Yeah, it’s a real mystery why pro-life op-eds contain prominent arguments that millions of people find compelling and that abortion’s defenders have never successfully refuted. I suppose it should come as no surprise that that sort of thing doesn’t meet Edwards’s standards; when she makes an argument, she prefers to cite discredited studies and egregiously misquote politicians….
She also hits the pieces for advertising Human Coalition’s work (boy, good thing Planned Parenthood editorials never do anything like that!) and for including a story about a woman choosing life “after witnessing the regret of a woman who chose an abortion.” What’s wrong with that, aside from it being a “familiar” narrative device? Edwards doesn’t say.
It’s only natural that what passes for addressing pro-life arguments is even more paper-thin than usual in this case, because again, the arguments aren’t what bother her; the encroachment on abortionism’s perceived turf is. Edwards correctly concludes that printing them is “intended to further the op-ed section’s opinion of itself as a facilitator of smart debate and political conversation.” As for why the NYT shouldn’t facilitate debates that represent both sides of abortion?
In the coziness of the op-ed page, anti-abortion radicalism is presented as just another opinion, part of the diversity of voices that fill the political landscape. Facilitating an honest conversation about abortion is not the point. As Bret Stephens’s hiring indicated, the point seems to be the Times’s ability to signal its perception of itself as the embodiment of liberal values, particularly the free exchange of ideas. Be it climate change or abortion, it’s the mere articulation of a side that’s valued not the content of the arguments.
It’s a facile approach that treats the opinion pages as a place for conversation where every opinion—simply by virtue of existing—is worthy of inclusion. No doubt, the Times would point to blogs like this one as an example of that “conversation,” a buzzy and empty word that is often confused for intelligence or insight. But that, of course, is the point. If the Times’s op-ed page has to do the work of anti-choice activists to generate conversation, to produce tension or debate, then they are clearly happy to do so.

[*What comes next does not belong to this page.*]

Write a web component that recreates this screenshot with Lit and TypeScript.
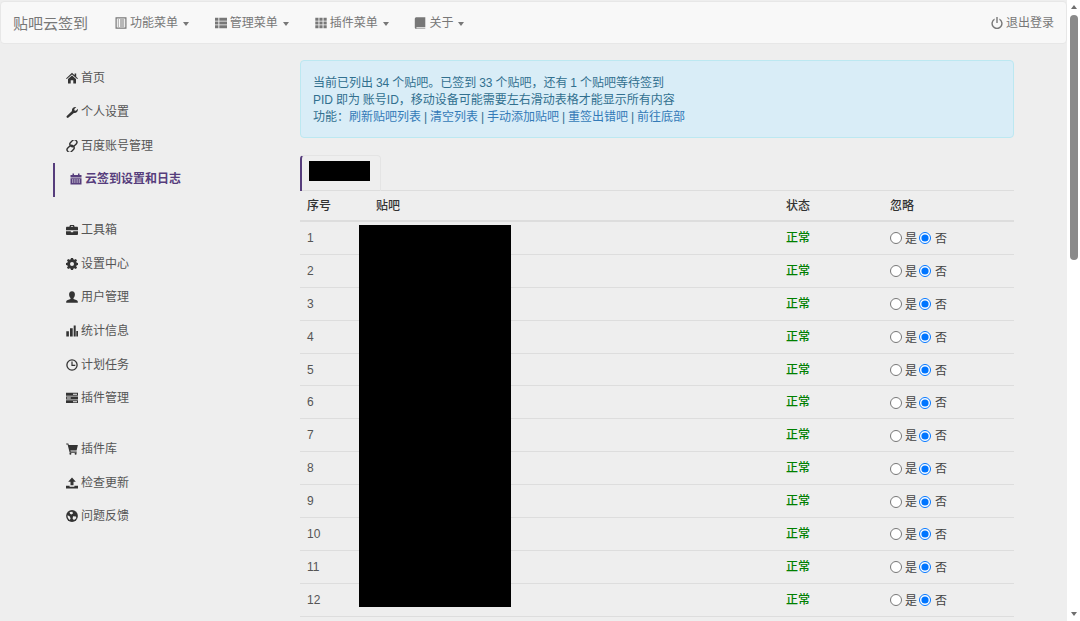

Ah, there’s the real source of Edwards’s rage: that the people selecting the Times’s op-eds don’t despise pro-lifers as much as the Jezebel crew does, that an enlightened, liberal publication is daring to give pro-lifers the time of day rather than subjecting us to the full Hester Prynne treatment.
Granted, the concept of a bare minimum quality threshold for participation in discussion is legitimate, but again, Edwards has not identified a single solitary factual error or logical fallacy in either of the offending editorials. More to the point, she shows no signs of grasping that you can’t have any debate on any issue without one side saying things the other considers illegitimate or beyond the pale, so any forum with a pretense of independence or neutrality obviously has to allow each side broad discretion to make the case they want in the way they want.
Of course, such a forum is only a problem when one doesn’t trust one’s own side to prove its case is better in a fair fight and direct comparison. It’s deeply telling that pro-lifers routinely welcome such challenges, whereas abortion proponents are so preoccupied with silencing the competition.
An abortion debate where only Jezebel-approved arguments can be represented is no debate at all. It’s a game rigged for a predetermined outcome… which is exactly what Stassa Edwards really wants.